SEN. MITCH MCCONNELL ®, MINORITY LEADER:  No, we are going to offer a number of amendments to the Democratic proposal. 

STEPHANOPOULOS:  But no comprehensive budget? 

MCCONNELL:  Well, it will reframe what the Democrats recommend for America over the next five and 10 years. 

STEPHANOPOULOS:  If you just have rifle shot amendments, you don‘t have to make all the tradeoffs that you have to make in an overall budget. 

MCCONNELL:  Well, we‘re just sort of getting down in the weeds here over procedure. 


SHUSTER:  Oh, those silly little procedures like producing an alternative budget. 

Clearly, Senate Republicans are not interested in producing an alternative budget, despite Congressman Cantor‘s claim.

Congressman Cantor, when you highlight honesty and are dishonest in the very same interview, that‘s hypocrisy, and it‘s wrong. 

Up next, when you compare President Obama to Bernie Madoff, or claim the White House will soon establish concentration camps, doesn‘t that go too far?  Not for conservative pundits.  The right wing fear machine is spewing out all kinds of stuff these days. 

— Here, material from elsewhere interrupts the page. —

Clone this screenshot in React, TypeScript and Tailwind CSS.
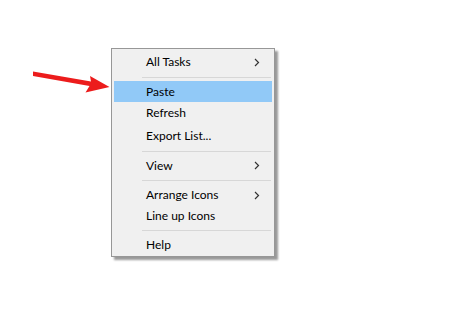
import React from "react";

type Item =
  | { kind: "item"; label: string; h: number; sub?: boolean; active?: boolean }
  | { kind: "sep"; mt: number; mb: number };

const items: Item[] = [
  { kind: "item", label: "All Tasks", h: 22, sub: true },
  { kind: "sep", mt: 4, mb: 3 },
  { kind: "item", label: "Paste", h: 21, active: true },
  { kind: "item", label: "Refresh", h: 22 },
  { kind: "item", label: "Export List...", h: 23 },
  { kind: "sep", mt: 4, mb: 3 },
  { kind: "item", label: "View", h: 21, sub: true },
  { kind: "sep", mt: 4, mb: 3 },
  { kind: "item", label: "Arrange Icons", h: 22, sub: true },
  { kind: "item", label: "Line up Icons", h: 20 },
  { kind: "sep", mt: 4, mb: 3 },
  { kind: "item", label: "Help", h: 21 },
];

function Chevron() {
  return (
    <svg width="6" height="9" viewBox="0 0 6 9" className="absolute right-[12px]">
      <polyline points="1,1 4.5,4.5 1,8" fill="none" stroke="#333" strokeWidth="1.2" />
    </svg>
  );
}

export default function App() {
  return (
    <div className="relative w-[451px] h-[317px] bg-white overflow-hidden" style={{ fontFamily: "Lato, 'Noto Sans', sans-serif" }}>
      <svg className="absolute left-0 top-0" width="451" height="317" viewBox="0 0 451 317">
        <polygon points="33,71.5 91,81.5 90,76 109.5,87 85.5,92.5 89.5,86 33,76" fill="#ec1c1c" />
      </svg>
      <div className="absolute left-[111px] top-[48px] w-[164px] bg-[#f0f0f0] border border-[#979797] pt-[2px] pb-[1px] shadow-[3px_3px_2px_rgba(0,0,0,0.4)]">
        {items.map((it, i) =>
          it.kind === "sep" ? (
            <div key={i} style={{ marginTop: it.mt, marginBottom: it.mb }} className="ml-[30px] mr-[3px] h-px bg-[#d7d7d7]" />
          ) : (
            <div
              key={i}
              style={{ height: it.h }}
              className={`relative mx-[2px] flex items-center pl-[32px] text-[12px] text-black ${it.active ? "bg-[#91c9f7]" : ""}`}
            >
              <span className="leading-none">{it.label}</span>
              {it.sub && <Chevron />}
            </div>
          )
        )}
      </div>
    </div>
  );
}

And later, when language is merely amusing.  Joe Biden‘s latest episode involving an open microphone.  We will bring you the PG-rated version. 

You‘re watching 1600.


SHUSTER:  Welcome back to 1600.  President Obama‘s approval ratings stands at a healthy 61 percent, according to the latest Gallup Poll.  But some conservatives have decided to ratchet up their personal attacks on the president, and the rhetoric is increasingly harsh.  Here‘s Vice President Cheney yesterday. 


JOHN KING, CNN ANCHOR:  Do you believe the president of the United States has made Americans less safe? 

DICK CHENEY, FMR. VICE PRESIDENT OF THE UNITED STATES:  I do.  He‘s making some choices that, in my mind, will, in fact, raise the risk to the American people of another attack. 


SHUSTER:  As controversial as Cheney‘s statement was, that rhetoric was soft and cuddly compared to what was spewed out over the weekend on Fox News.  On that network, President Obama was compared to Bernie Madoff, Wall Street‘s most hated criminal. 


UNIDENTIFIED MALE:  Madoff scam is about 20 billion.  Barack Obama‘s Ponzi scheme is two trillion.  If you look at how they work the schemes, they‘re very similar.  Both falsify their returns.  And to pay for that, he‘s got to bring in a lot of other scamsters, Obama does, which in this case really are taxpayers. 


SHUSTER:  So how far is too far?  Isn‘t there a danger when the rhetoric goes off the charts?  Joining us now, Democratic strategist Chris Kofinis, former communications director for John Edwards, and Republican strategist Brad Blakeman, former deputy assistant to President Bush.  Welcome to you both.

Brad, comparing President Obama to Bernie Madoff, you don‘t support that, do you? 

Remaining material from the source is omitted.